His new book, Excellent Advice for Living, tries to boil down what he’s learned over a lifetime into a series of several hundred aphorisms. Here’s one: “Don’t be the best. Be the only.” He began compiling these a few years ago to share with his kids, now young adults. It’s like Handy Household Hints from Heloise meets the Dalai Lama. The book includes exhortations to virtue, practical survival tips, and rephrasings of well-worn chestnuts, such as “This is true: It’s hard to cheat an honest person.” (W.C. Fields, your pocket has been picked!)

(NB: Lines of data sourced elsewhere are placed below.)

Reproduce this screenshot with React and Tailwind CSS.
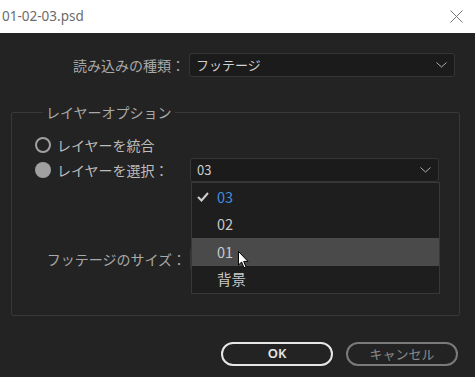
import React from 'react';

const jp = { fontFamily: '"Noto Sans CJK JP", "Noto Sans", sans-serif' };

const Chevron = () => (
  <svg width="11" height="6" viewBox="0 0 11 6" className="shrink-0">
    <polyline points="0.5,0.5 5.5,5 10.5,0.5" fill="none" stroke="#b0b0b0" strokeWidth="1" />
  </svg>
);

const Select = ({ value, className }) => (
  <div className={`flex items-center justify-between h-[24px] bg-[#1b1b1b] border border-[#353535] rounded-[3px] pl-[6px] pr-[7px] ${className}`}>
    <span className="text-[13px] text-[#cfcfcf]">{value}</span>
    <Chevron />
  </div>
);

const items = ['03', '02', '01', '背景'];

export default function App() {
  return (
    <div className="w-[475px] h-[377px] bg-[#232323] flex flex-col overflow-hidden" style={jp}>
      {/* title bar */}
      <div className="h-[33px] bg-white flex items-center justify-between pl-[2px] pr-[12px] shrink-0">
        <span className="text-[13.5px] text-[#6b6b6b]" style={{ fontFamily: '"Noto Sans", sans-serif' }}>01-02-03.psd</span>
        <svg width="13" height="13" viewBox="0 0 13 13">
          <path d="M0.5 0.5 L12.5 12.5 M12.5 0.5 L0.5 12.5" stroke="#777" strokeWidth="1" />
        </svg>
      </div>

      {/* import kind */}
      <div className="flex items-center mt-[20px] h-[24px]">
        <span className="w-[185px] text-right text-[14px] text-[#a9a9a9]">読み込みの種類：</span>
        <Select value="フッテージ" className="ml-[4px] w-[266px]" />
      </div>

      {/* layer options */}
      <fieldset className="relative mt-[27px] mx-[11px] w-[449px] border border-[#383838] rounded-[2px] pl-[23px] pb-[44px]">
        <legend className="ml-[8px] px-[3px] text-[14px] leading-[16px] text-[#a9a9a9]">レイヤーオプション</legend>

        <div className="flex items-center h-[24px] mt-[13px]">
          <span className="w-[16px] h-[16px] rounded-full border-[2.5px] border-[#a0a0a0]" />
          <span className="ml-[6px] text-[14px] text-[#bdbdbd]">レイヤーを統合</span>
        </div>

        <div className="flex items-center h-[24px] mt-[1px]">
          <span className="w-[16px] h-[16px] rounded-full bg-[#a0a0a0]" />
          <span className="ml-[6px] w-[133px] text-[14px] text-[#bdbdbd]">レイヤーを選択：</span>
          <Select value="03" className="w-[249px]" />
        </div>

        <div className="flex items-center h-[24px] mt-[65px] -ml-[23px]">
          <span className="w-[174px] text-right text-[14px] text-[#a9a9a9]">フッテージのサイズ：</span>
          <Select value="" className="ml-[4px] w-[249px]" />
        </div>

        {/* open menu */}
        <div className="absolute left-[179px] top-[62px] w-[249px] bg-[#1e1e1e] border border-[#383838] flex flex-col">
          {items.map((t, i) => (
            <div
              key={t}
              className={`relative h-[27.5px] flex items-center pl-[25px] text-[14.5px] ${i === 2 ? 'bg-[#4a4a4a]' : ''} ${i === 0 ? 'text-[#3d8fe0]' : 'text-[#c9c9c9]'}`}
            >
              {i === 0 && (
                <svg width="12" height="10" viewBox="0 0 12 10" className="absolute left-[5px]">
                  <polyline points="1,5 4.5,8.5 11,1" fill="none" stroke="#d0d0d0" strokeWidth="2" />
                </svg>
              )}
              {t}
            </div>
          ))}
          {/* mouse pointer */}
          <svg width="12" height="18" viewBox="0 0 12 18" className="absolute left-[46px] top-[68px]">
            <path d="M0.5 0.5 L0.5 14 L3.6 11 L6 16.8 L8 15.9 L5.7 10.4 L10 10.4 Z" fill="#ffffff" stroke="#000" strokeWidth="1" />
          </svg>
        </div>
      </fieldset>

      {/* buttons */}
      <div className="flex mt-[26px] ml-[221px] gap-[13px]">
        <button className="w-[112px] h-[24px] rounded-full border-2 border-[#e6e6e6] text-[13px] font-semibold text-[#e6e6e6] flex items-center justify-center" style={{ fontFamily: '"Noto Sans", sans-serif' }}>OK</button>
        <button className="w-[112px] h-[24px] rounded-full border-2 border-[#7a7a7a] text-[13px] text-[#8a8a8a] flex items-center justify-center">キャンセル</button>
      </div>
    </div>
  );
}
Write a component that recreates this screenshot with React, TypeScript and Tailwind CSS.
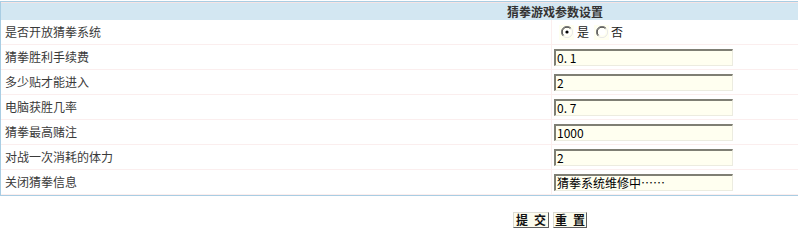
import React from "react";

const font = { fontFamily: '"Noto Sans CJK SC", "Noto Sans", sans-serif' };

function Radio({ checked }: { checked: boolean }) {
  return (
    <span className="inline-flex w-[15px] h-[15px] items-center justify-center bg-[#fffff0]">
      <svg width="12" height="12" viewBox="0 0 12 12">
        <path d="M2 10 A5 5 0 0 1 10 2" fill="none" stroke="#808080" strokeWidth="1" />
        <path d="M2.6 9.4 A4.2 4.2 0 0 1 9.4 2.6" fill="none" stroke="#404040" strokeWidth="1" />
        <path d="M10 2 A5 5 0 0 1 2 10" fill="none" stroke="#e8e8e8" strokeWidth="1" />
        <circle cx="6" cy="6" r="3.6" fill="#ffffff" />
        {checked && <circle cx="6" cy="6" r="1.6" fill="#000" />}
      </svg>
    </span>
  );
}

function TextInput({ value }: { value: string }) {
  return (
    <div className="w-[179px] h-[17px] bg-[#fffff0] border-t-2 border-l-2 border-t-[#7f7f74] border-l-[#7f7f74] border-b border-r border-b-[#ecece0] border-r-[#ecece0] flex items-center pl-[1px] text-[12px] leading-none text-black whitespace-pre">
      {value}
    </div>
  );
}

const rows: { label: string; value?: string }[] = [
  { label: "是否开放猜拳系统" },
  { label: "猜拳胜利手续费", value: "0. 1" },
  { label: "多少贴才能进入", value: "2" },
  { label: "电脑获胜几率", value: "0. 7" },
  { label: "猜拳最高赌注", value: "1000" },
  { label: "对战一次消耗的体力", value: "2" },
  { label: "关闭猜拳信息", value: "猜拳系统维修中……" },
];

const btn =
  "h-[16px] bg-[#fcfcee] border border-t-[#dcdcd4] border-l-[#dcdcd4] border-b-[#5f5f5f] border-r-[#5f5f5f] text-[12px] font-bold leading-none text-[#111] flex items-center justify-center gap-[6px]";

export default function App() {
  return (
    <div className="w-[798px] h-[250px] bg-white overflow-hidden pt-[1px]" style={font}>
      <div className="w-[800px] border-t border-l border-b border-[#a9cde3]">
        <div className="border-t border-[#f6e4e4] h-[18px] bg-[#d3e7f2] flex items-center">
          <div className="w-[506px]" />
          <div className="text-[12px] font-bold text-[#333] leading-none">猜拳游戏参数设置</div>
        </div>
        {rows.map((r, i) => (
          <div key={i} className="flex h-[25px] border-b border-[#fbeeee]">
            <div className="w-[551px] border-r border-[#fbeeee] flex items-center pl-[4px] text-[12px] text-[#3a3a3a] leading-none">
              {r.label}
            </div>
            <div className="flex-1 flex items-center pl-[2px]">
              {r.value === undefined ? (
                <div className="flex items-center pl-[5px] text-[12px] text-[#222] leading-none">
                  <Radio checked={true} />
                  <span className="ml-[3px]">是</span>
                  <span className="ml-[5px]">
                    <Radio checked={false} />
                  </span>
                  <span className="ml-[2px]">否</span>
                </div>
              ) : (
                <TextInput value={r.value} />
              )}
            </div>
          </div>
        ))}
      </div>
      <div className="flex mt-[16px] pl-[513px] gap-[4px]">
        <button className={`${btn} w-[36px]`}>
          <span>提</span>
          <span>交</span>
        </button>
        <button className={`${btn} w-[34px]`}>
          <span>重</span>
          <span>置</span>
        </button>
      </div>
    </div>
  );
}
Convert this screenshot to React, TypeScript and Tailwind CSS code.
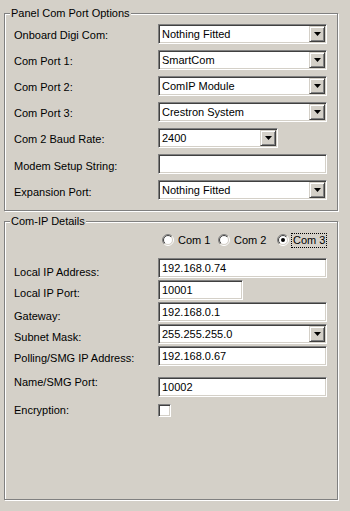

As I raced through his book, the accumulation of mind-grenade bonbons, however pithy and profound, got a bit overbearing. I told Kelly it reminded me of pompous Polonius’ “Neither a borrower or lender be” speech in Hamlet. “I don’t know who that is,” Kelly says when I bring this up. He does admit that binging on his aphorisms in one session could be overkill. “I think that their native habitat is a little tweet online,” he says. Nonetheless, consuming his almanac in one gulp reveals a set of themes to Kelly’s thought process. Favor quality of life over money. Be kind. Be practical. Don’t let anyone stop you from being yourself. And always cut away from yourself when using a knife.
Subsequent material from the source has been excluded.